Wave Three: The Transformer
The third wave began in 2017 with a research paper titled "Attention Is All You Need." The paper introduced a new architecture for machine learning systems that worked with language, called the transformer. The transformer produced better results than previous approaches on language tasks, and that alone would have been a meaningful advance. What made the transformer transformative rather than incremental was that the architecture scaled in a specific way that previous architectures did not.
Previous language AI systems reached a ceiling in performance that additional data and additional computation could not raise. A system that could translate adequately could not be made to translate substantially better simply by training it on more data or giving it more computational resources. Performance flattened. The transformer did not flatten. As researchers trained larger transformer models on larger datasets with more computing power, the models got better in ways that did not plateau. A transformer twice the size of a previous transformer, trained on twice the data with twice the compute, would reliably perform better than the smaller one.

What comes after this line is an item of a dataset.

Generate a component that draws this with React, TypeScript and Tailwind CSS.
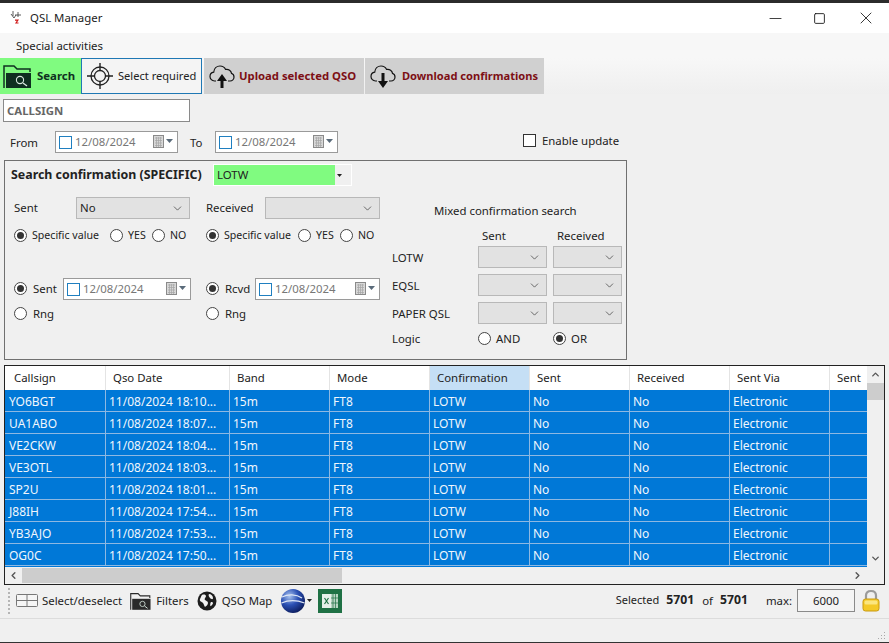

This property, which came to be called scaling, meant that the performance of transformer-based systems was bounded not by the architecture but by the resources a research team could invest.
This observation set off the development that produced the AI tools the professional is using today. Between 2018 and 2024, a series of progressively larger transformer-based systems demonstrated that scaling continued to produce new capabilities. A system trained at one scale could not hold a coherent conversation. A system trained at a hundred times that scale could draft complex documents, follow multi-step instructions, and adapt its output to the specific situation of the request. The capability gains were not just quantitative but qualitative. At sufficient scale, transformer-based systems acquired capabilities that had not been present in smaller versions, including the ability to follow instructions the models had not been explicitly trained to follow.
The systems that resulted from this scaling process are called large language models, or LLMs. When a professional uses an AI tool today, whether for drafting, analysis, summarisation, or extraction, they are almost certainly using a large language model or a system built around one. Understanding what a large language model is and how it works is therefore the last piece of this module, and the one with the most practical relevance to the professional's work.